Profiles


Capturing Humanity: Crombie McNeill’s Portraits of the Homeless  

July 19, 2023

By Brienne Walsh

When Canadian photographer Crombie McNeill first started his career in photojournalism in the early 1960s, a peer suggested that he visit the Union Mission and take some portraits of the homeless people there in order to build his portfolio. Based in Ottawa, Canada, for the entirety of his career, McNeill entered the Union Mission skeptical that anyone would allow him to take their photograph.  

Like so many other people, McNeill had a certain perception of homeless people that was informed by the narrative that they were dangerous and unstable. What he encountered was so much different. “I went into the Union Mission with great trepidation, but the people welcomed me, and offered me coffee,” he said. “Here I was, with all of these prejudices, and what I found was a group of warm, generous and kind people.” 

© Crombie McNeill

Throughout his more than six-decade career, McNeill has returned frequently to the subject of unhoused people. During that time, he says, he has met a broad spectrum of personalities, each of which belongs to a unique human being. There is Tommy, for example, who panhandles on the street with his dog, Jones, despite having a collection of valuable Mickey Mouse watches that could easily be sold for thousands of dollars. There is David, a recovering alcoholic who lost his wife and son in a drunk driving accident and spends his time counseling individuals struggling with addictions. There is Pepper, a young woman who left her family in Toronto, and has dreams of becoming a writer one day. And there is Bill, a proud man and a former member of the Canadian Coast Guard who always is quick to tell a joke and buy his companion a beer. 
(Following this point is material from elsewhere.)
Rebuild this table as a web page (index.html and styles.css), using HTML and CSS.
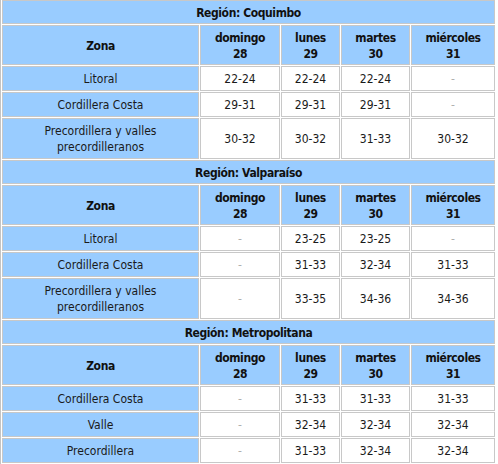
FILE: index.html
```html
<!DOCTYPE html>
<html lang="es">
<head>
<meta charset="utf-8">
<title>Temperaturas</title>
<link rel="stylesheet" href="styles.css">
</head>
<body>
<table class="temps">
  <colgroup>
    <col class="c-zona"><col class="c-dom"><col class="c-lun"><col class="c-mar"><col class="c-mie">
  </colgroup>
  <tbody>
    <tr><th colspan="5" class="region">Región: Coquimbo</th></tr>
    <tr><th>Zona</th><th>domingo<br>28</th><th>lunes<br>29</th><th>martes<br>30</th><th>miércoles<br>31</th></tr>
    <tr><td class="zona">Litoral</td><td>22-24</td><td>22-24</td><td>22-24</td><td class="na">-</td></tr>
    <tr><td class="zona">Cordillera Costa</td><td>29-31</td><td>29-31</td><td>29-31</td><td class="na">-</td></tr>
    <tr><td class="zona">Precordillera y valles<br>precordilleranos</td><td>30-32</td><td>30-32</td><td>31-33</td><td>30-32</td></tr>
  </tbody>
  <tbody>
    <tr><th colspan="5" class="region">Región: Valparaíso</th></tr>
    <tr><th>Zona</th><th>domingo<br>28</th><th>lunes<br>29</th><th>martes<br>30</th><th>miércoles<br>31</th></tr>
    <tr><td class="zona">Litoral</td><td class="na">-</td><td>23-25</td><td>23-25</td><td class="na">-</td></tr>
    <tr><td class="zona">Cordillera Costa</td><td class="na">-</td><td>31-33</td><td>32-34</td><td>31-33</td></tr>
    <tr><td class="zona">Precordillera y valles<br>precordilleranos</td><td class="na">-</td><td>33-35</td><td>34-36</td><td>34-36</td></tr>
  </tbody>
  <tbody>
    <tr><th colspan="5" class="region">Región: Metropolitana</th></tr>
    <tr><th>Zona</th><th>domingo<br>28</th><th>lunes<br>29</th><th>martes<br>30</th><th>miércoles<br>31</th></tr>
    <tr><td class="zona">Cordillera Costa</td><td class="na">-</td><td>31-33</td><td>31-33</td><td>31-33</td></tr>
    <tr><td class="zona">Valle</td><td class="na">-</td><td>32-34</td><td>32-34</td><td>32-34</td></tr>
    <tr><td class="zona">Precordillera</td><td class="na">-</td><td>31-33</td><td>32-34</td><td>32-34</td></tr>
  </tbody>
</table>
</body>
</html>
```
FILE: styles.css
```css
html, body {
  margin: 0;
  padding: 0;
  background: #ffffff;
}

body {
  font-family: "DejaVu Sans Condensed", "Liberation Sans", sans-serif;
  font-size: 12px;
  line-height: 16px;
  color: #1a1a1a;
}

.temps {
  border-collapse: separate;
  border-spacing: 1px;
  margin: -1px 0 0 0;
  border-left: 1px solid #c4c4c4;
  width: 496px;
  table-layout: fixed;
}

.c-zona { width: 197px; }
.c-dom { width: 80px; }
.c-lun { width: 59px; }
.c-mar { width: 69px; }
.c-mie { width: 84px; }

.temps th,
.temps td {
  border: 1px solid #c8c8c8;
  text-align: center;
  vertical-align: middle;
}

.temps th {
  background: #99ccff;
  font-weight: bold;
  color: #111;
  letter-spacing: -0.4px;
  padding: 4px 3px 2px;
}

.temps th.region {
  padding: 4px 3px 2px;
}

.temps td {
  background: #ffffff;
  padding: 4px 3px 3px;
}

.temps td.zona {
  background: #99ccff;
}

.temps td.na {
  color: #b0b0b0;
}
```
McNeill never asks his subjects to pose or do anything that would make them uncomfortable. Instead, he photographs them quickly, using available light and a long lens with an analog body that allows for a close crop of his subject’s face. He never photographs people in compromising positions, or who are obviously unable to give their consent. “I try to eliminate the sundry details that don’t capture their personalities,” he says. Instead, he wants to capture the unique spark of each person’s essence. “The texture of skin and a person’s eyes tell so much of a person’s story,” he notes.  

© Crombie McNeill

Most of McNeill’s photographs are taken on Ilford HP5, a high-speed black and white film that allows McNeill to capture the fine details in his subjects’ faces. For example, the fine lines etched in David’s face from a lifetime of smiling, and the salt and pepper shades of Tommy’s hair. Over the many years that he has worked with the unhoused, McNeill has heard many stories, none of them exactly the same. As a photographer, he’s less interested in proposing a solution to the housing problem in Canada – the estimated number of homeless people in Canada is anywhere between 150,000 and 300,000 people, and has been steadily rising over the last decade – than he is to transfer some of the empathy he feels for his subjects through his imagery. “At the very least, we should look at them as fellow human beings,” he says. 

One immediate way to help, he notes, is to donate to caregiving agencies such as the Salvation Army, which could always use more resources. For this reason, McNeill hopes to publish his portraits of unhoused people in a book, which he hopes would be distributed to local government agencies as well as individual collectors, all with the goal of raising money for food, shelter and treatment programs. Currently, McNeill is trying to raise the $15,000 necessary for a publisher to agree to print the book. Anything beyond that would be donated back to people trying to house, feed and clothe people in need. If you would like to contribute, you can contact McNeill directly (crombiemcneill.photo@sympatico.ca).

[Read: Documentary Portraits of Humans at 100]

When McNeill considers homelessness around the world, he becomes overwhelmed. “It is just such a vast problem,” he says. For this reason, he has chosen to photograph only the population near his home. Over the last six decades, he notes, the demographics of the unhoused people in Ottawa has changed dramatically, shifting from a majority male population to one that now includes many women and children. “I am so honored that over my life, these people have trusted me to photograph them,” he says. “I hope my photography transmits how honored I feel, and how resilient these people are who are living on the streets.”